No one else was at the restaurant, but the service was also a bit strange. It took quite a long time for me to get my dishes. I started with Tequenos de Lomo Saltado:

I had not seen these before. They were pockets of fried corn dough with lomo saltado inside. The dish is served with a variety of sauces. It was thoroughly delicious. I love corn tacos for example. These were crisp, and warm. The beef was excellent. It was a wonderful dish.

Next I ordered something I had wanted to have for a long time and their version was excellent: arroz con mariscos

The rice was garnished with fresh peas, carrots, lime, sweet pepper and julienne of green pepper and amply studded with squid, shrimp and octopus. I couldn't get enough of it!

My last night in Lima, I saved for Maido. Lima has a large Japanese population and as a result, there are many superb Japanese restaurants--rather, fusion restaurants. They feature Japanese food using Peruvian products, herbs and spices.
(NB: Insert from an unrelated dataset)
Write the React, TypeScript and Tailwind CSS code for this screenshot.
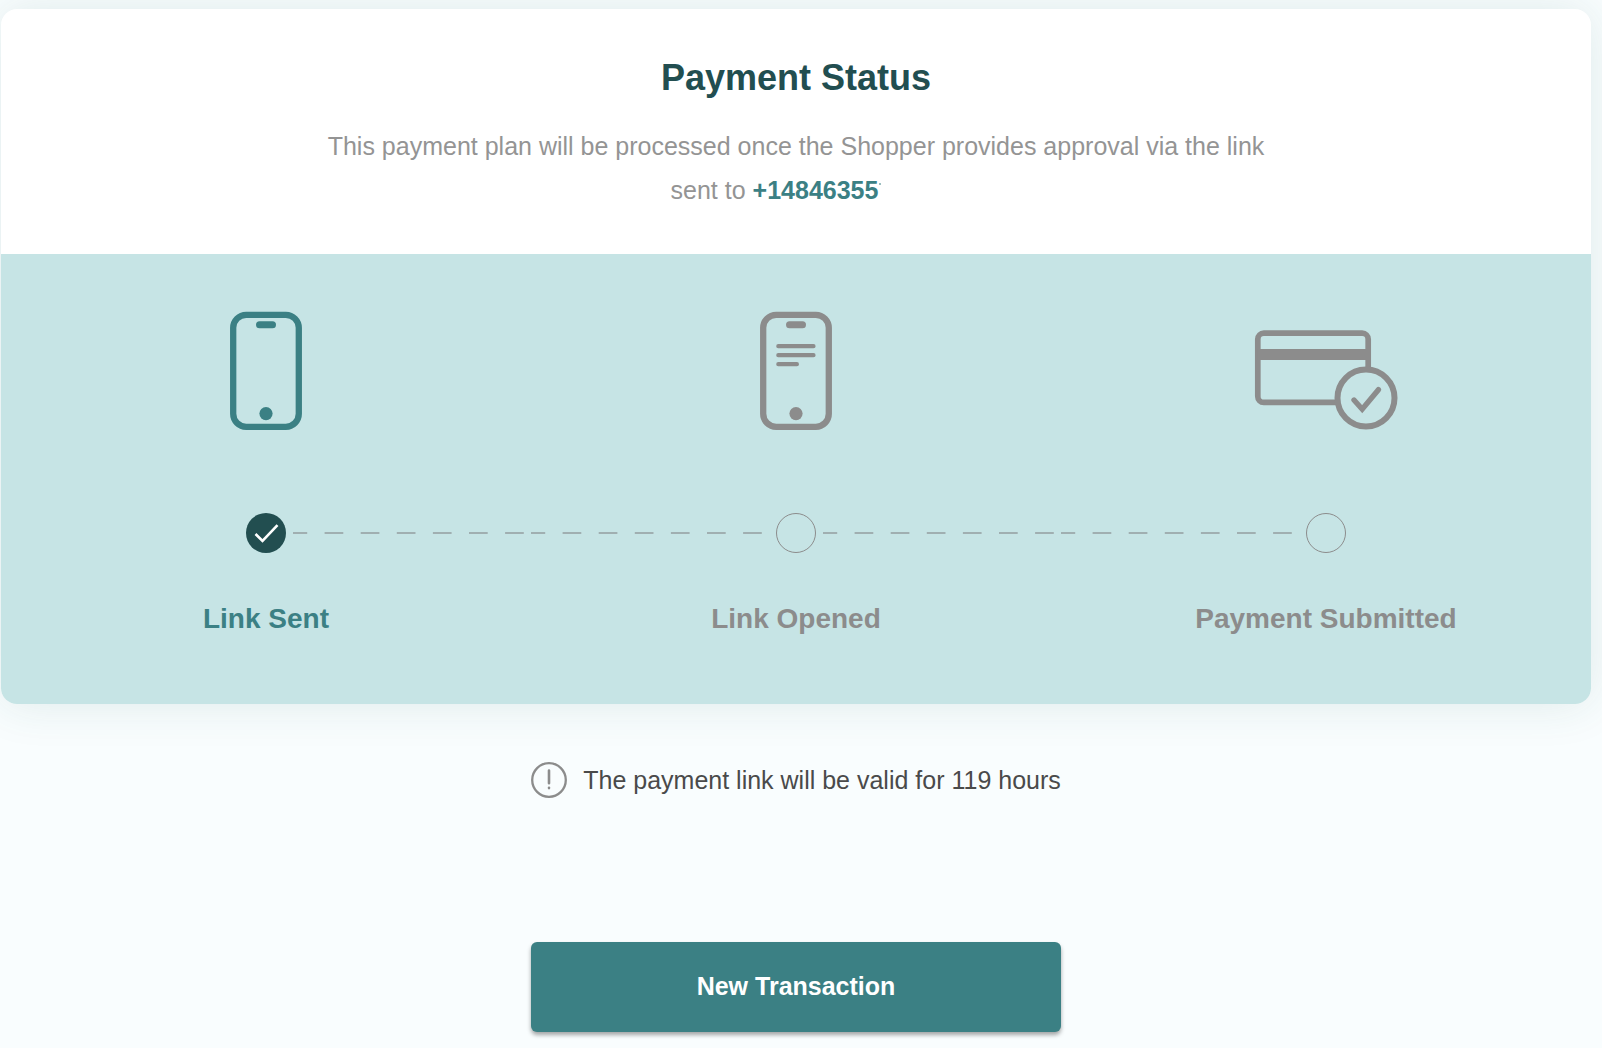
import type { ReactNode } from 'react';

function PhoneIcon({ lines = false }: { lines?: boolean }) {
  return (
    <svg viewBox="0 0 72 120" className="h-[120px] w-[72px]" fill="none" stroke="currentColor" aria-hidden="true">
      <rect x="3.2" y="3.8" width="65.6" height="112" rx="13" strokeWidth="6.3" />
      <rect x="26" y="10.2" width="20" height="7" rx="3.5" fill="currentColor" stroke="none" />
      <circle cx="36" cy="102.6" r="6.6" fill="currentColor" stroke="none" />
      {lines && <path d="M18.300 35.200h35.200M18.300 44.200h35.200M18.300 53.200h18.600" strokeWidth="4.200" strokeLinecap="round" />}
    </svg>
  );
}

function CardIcon() {
  return (
    <svg viewBox="0 0 144 120" className="h-[120px] w-[144px]" fill="none" stroke="currentColor" aria-hidden="true">
      <path d="M82 91.400H9.800a6 6 0 0 1-6-6V28.200a6 6 0 0 1 6-6H108.200a6 6 0 0 1 6 6V58" strokeWidth="5.700" />
      <path d="M3.800 43.500H114.200" strokeWidth="11" />
      <circle cx="112" cy="87" r="28.500" strokeWidth="6" />
      <path d="M100 89l8.200 9.200L124.400 78.700" strokeWidth="5.400" strokeLinecap="round" strokeLinejoin="miter" />
    </svg>
  );
}

function Connector({ visible }: { visible: boolean }) {
  return (
    <svg className="h-0.5 min-w-0 flex-1 text-[#a0afb1]" aria-hidden="true">
      {visible && (
        <line x1="0" y1="1" x2="100%" y2="1" stroke="currentColor" strokeWidth="2" strokeDasharray="18.700 17.400" strokeDashoffset="4.500" />
      )}
    </svg>
  );
}

type StepProps = { label: string; icon: ReactNode; done?: boolean; first?: boolean; last?: boolean };

function Step({ label, icon, done = false, first = false, last = false }: StepProps) {
  return (
    <li className={`flex min-w-0 flex-1 flex-col items-center ${done ? 'text-[#3b8084]' : 'text-[#8c8c8c]'}`}>
      {icon}
      <div className="mt-[82px] flex w-full items-center">
        <Connector visible={!first} />
        {done ? (
          <span className="mx-[7px] size-10 rounded-full bg-[#224e50]">
            <svg viewBox="0 0 40 40" className="size-10" fill="none" stroke="white" strokeWidth="2.600" aria-hidden="true">
              <path d="M9.500 21l7 7L31.500 12.200" />
            </svg>
          </span>
        ) : (
          <span className="mx-[7px] size-10 rounded-full border border-[#8c8c8c]" />
        )}
        <Connector visible={!last} />
      </div>
      <span className="mt-12 text-[28px] leading-9 font-bold">{label}</span>
    </li>
  );
}

export default function App() {
  return (
    <main className="min-h-screen bg-[#f9fdfe] pt-[9px] pr-[11px] pb-4 pl-px font-['Liberation_Sans',Arial,sans-serif]">
      <section className="rounded-2xl bg-white shadow-[0_0_48px_rgba(34,100,90,0.12)]">
        <header className="px-4 pt-[47px] pb-[42px] text-center">
          <h1 className="text-[36px] leading-[44px] font-bold text-[#224e50]">Payment Status</h1>
          <p className="mx-auto mt-6 max-w-[960px] text-[25px] leading-[44px] text-[#949494]">
            This payment plan will be processed once the Shopper provides approval via the link sent to{' '}
            <span className="pr-10 font-bold text-[#3b8084]">
              +14846355
              <span className="ml-px inline-block h-4 w-0.5 border-t-2 border-[#3b8084]/50" aria-hidden="true" />
            </span>
          </p>
        </header>
        <ol className="flex rounded-b-2xl bg-[#c6e4e5] pt-[57px] pb-[67px]">
          <Step label="Link Sent" icon={<PhoneIcon />} done first />
          <Step label="Link Opened" icon={<PhoneIcon lines />} />
          <Step label="Payment Submitted" icon={<CardIcon />} last />
        </ol>
      </section>

      <div className="mt-[58px] flex items-center justify-center gap-4">
        <svg viewBox="0 0 36 36" className="size-9 text-[#8c8c8c]" fill="none" stroke="currentColor" strokeWidth="2.300" aria-hidden="true">
          <circle cx="18" cy="18" r="16.800" />
          <path d="M18 8.500v12.700M18 25.700v.4" strokeWidth="2.600" strokeLinecap="round" />
        </svg>
        <p className="text-[25px] leading-9 text-[#4a4a4a]">The payment link will be valid for 119 hours</p>
      </div>

      <div className="mt-36 flex justify-center">
        <button
          type="button"
          className="h-[90px] w-1/3 rounded-md bg-[#3b8084] text-[25px] font-bold text-white shadow-[0_3px_4px_rgba(0,0,0,0.35)]"
        >
          New Transaction
        </button>
      </div>
    </main>
  );
}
Nobu Matsuhisa of Nobu restaurant fame (superb restaurants in Southern California, London and New York) lived in Peru and brought Peruvian-Japanese cuisine to the US many years ago. I knew for sure that I would definitely go to one or two Japanese restaurants while I was in Lima, and I did precisely that both my first and last nights in Peru.
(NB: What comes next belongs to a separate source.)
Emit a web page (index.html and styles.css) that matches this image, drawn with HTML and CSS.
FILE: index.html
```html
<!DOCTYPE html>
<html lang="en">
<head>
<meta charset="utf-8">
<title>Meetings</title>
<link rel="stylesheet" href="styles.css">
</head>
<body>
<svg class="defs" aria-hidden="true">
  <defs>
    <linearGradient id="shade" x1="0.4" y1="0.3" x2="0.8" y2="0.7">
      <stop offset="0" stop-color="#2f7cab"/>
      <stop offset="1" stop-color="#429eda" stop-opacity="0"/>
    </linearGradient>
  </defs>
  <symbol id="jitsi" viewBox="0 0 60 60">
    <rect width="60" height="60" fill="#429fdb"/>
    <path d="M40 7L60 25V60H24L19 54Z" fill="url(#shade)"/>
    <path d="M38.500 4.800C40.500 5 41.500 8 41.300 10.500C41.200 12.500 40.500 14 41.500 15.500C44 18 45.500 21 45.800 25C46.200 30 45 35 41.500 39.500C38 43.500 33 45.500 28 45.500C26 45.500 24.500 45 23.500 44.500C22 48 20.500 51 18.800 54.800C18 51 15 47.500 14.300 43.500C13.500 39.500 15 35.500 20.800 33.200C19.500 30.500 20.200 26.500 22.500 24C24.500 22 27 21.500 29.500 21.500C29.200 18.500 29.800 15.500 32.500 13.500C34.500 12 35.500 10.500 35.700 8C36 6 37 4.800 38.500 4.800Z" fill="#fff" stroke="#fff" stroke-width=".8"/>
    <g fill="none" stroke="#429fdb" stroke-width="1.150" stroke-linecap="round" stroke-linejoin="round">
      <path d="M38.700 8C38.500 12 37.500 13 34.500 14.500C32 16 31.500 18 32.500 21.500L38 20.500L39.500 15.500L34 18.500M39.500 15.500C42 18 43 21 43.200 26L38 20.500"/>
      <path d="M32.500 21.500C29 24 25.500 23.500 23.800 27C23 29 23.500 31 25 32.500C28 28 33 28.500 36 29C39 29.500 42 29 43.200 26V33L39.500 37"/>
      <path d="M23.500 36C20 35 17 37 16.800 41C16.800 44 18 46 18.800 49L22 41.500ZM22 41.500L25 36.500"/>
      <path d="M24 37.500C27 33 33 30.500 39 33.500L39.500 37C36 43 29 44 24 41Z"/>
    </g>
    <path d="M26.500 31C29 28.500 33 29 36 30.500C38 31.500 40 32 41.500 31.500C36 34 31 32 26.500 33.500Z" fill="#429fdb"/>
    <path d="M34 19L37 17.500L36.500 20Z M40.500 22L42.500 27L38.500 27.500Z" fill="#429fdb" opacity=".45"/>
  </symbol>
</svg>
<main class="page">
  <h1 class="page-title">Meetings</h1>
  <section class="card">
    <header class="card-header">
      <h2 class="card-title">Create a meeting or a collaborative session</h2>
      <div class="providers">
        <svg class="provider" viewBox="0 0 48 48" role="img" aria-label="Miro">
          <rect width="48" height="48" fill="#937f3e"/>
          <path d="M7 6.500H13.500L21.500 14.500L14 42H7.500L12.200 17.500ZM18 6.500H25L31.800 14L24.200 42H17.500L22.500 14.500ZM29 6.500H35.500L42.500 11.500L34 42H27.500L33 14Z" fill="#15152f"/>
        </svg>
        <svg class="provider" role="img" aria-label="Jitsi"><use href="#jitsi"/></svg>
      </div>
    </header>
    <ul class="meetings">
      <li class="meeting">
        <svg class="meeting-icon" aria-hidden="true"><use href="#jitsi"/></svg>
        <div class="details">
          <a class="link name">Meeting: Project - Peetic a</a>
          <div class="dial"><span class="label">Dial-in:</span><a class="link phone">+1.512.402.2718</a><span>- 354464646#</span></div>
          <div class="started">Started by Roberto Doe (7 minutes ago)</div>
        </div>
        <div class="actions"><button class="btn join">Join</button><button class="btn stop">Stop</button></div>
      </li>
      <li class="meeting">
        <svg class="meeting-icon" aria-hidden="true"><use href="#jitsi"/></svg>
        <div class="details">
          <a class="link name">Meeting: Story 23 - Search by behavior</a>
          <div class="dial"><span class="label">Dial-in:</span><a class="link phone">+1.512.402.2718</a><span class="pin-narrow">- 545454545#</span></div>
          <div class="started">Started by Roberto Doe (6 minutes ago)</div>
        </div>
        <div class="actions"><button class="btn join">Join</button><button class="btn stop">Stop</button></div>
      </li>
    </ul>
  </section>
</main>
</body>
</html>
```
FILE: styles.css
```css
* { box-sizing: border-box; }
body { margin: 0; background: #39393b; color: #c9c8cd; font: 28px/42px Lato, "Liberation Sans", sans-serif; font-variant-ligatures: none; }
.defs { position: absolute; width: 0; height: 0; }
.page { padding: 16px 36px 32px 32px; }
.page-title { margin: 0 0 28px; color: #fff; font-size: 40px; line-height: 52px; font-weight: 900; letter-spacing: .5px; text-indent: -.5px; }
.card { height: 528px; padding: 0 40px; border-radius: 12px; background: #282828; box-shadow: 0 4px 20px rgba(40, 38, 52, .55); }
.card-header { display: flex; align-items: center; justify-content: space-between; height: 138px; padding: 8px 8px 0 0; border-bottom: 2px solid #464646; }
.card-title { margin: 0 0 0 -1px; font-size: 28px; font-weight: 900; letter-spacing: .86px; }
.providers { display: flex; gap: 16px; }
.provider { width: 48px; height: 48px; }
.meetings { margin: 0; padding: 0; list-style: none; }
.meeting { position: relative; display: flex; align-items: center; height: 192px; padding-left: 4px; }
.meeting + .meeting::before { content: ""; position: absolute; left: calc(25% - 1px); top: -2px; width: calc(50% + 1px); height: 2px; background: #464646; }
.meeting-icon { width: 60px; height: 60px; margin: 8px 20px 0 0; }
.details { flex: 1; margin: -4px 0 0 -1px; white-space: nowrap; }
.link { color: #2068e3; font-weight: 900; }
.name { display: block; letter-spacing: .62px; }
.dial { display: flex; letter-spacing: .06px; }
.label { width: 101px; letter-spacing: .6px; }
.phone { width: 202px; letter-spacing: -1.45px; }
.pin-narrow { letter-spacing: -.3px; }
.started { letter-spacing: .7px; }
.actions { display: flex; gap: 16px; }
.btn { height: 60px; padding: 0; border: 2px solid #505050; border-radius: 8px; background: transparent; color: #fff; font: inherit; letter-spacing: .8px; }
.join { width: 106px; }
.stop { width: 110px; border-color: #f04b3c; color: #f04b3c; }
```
Maido was spectacular. I sat at the counter as I enjoy doing.

I started with sashimi:

Next came the maki--Peruvian style.

This sushi roll was treated with a flame to toast the outside quinoa coating. Quinoa is an ingredient liberally used in Peru.

Everything was fresh, beautifully prepared and spicy.

The most unusual dish was Atun Yukke. this was tune served in a bowl with yukke sauce, that is an egg yolk, the rocoto (spicy chili), and rice cracker. Mixing everything together in the bowl, all the ingredients form a delicious sauce.

For lunch the next day, I reverted to the classic Peruvian dishes, knowing full well that I would be back in Lima before long.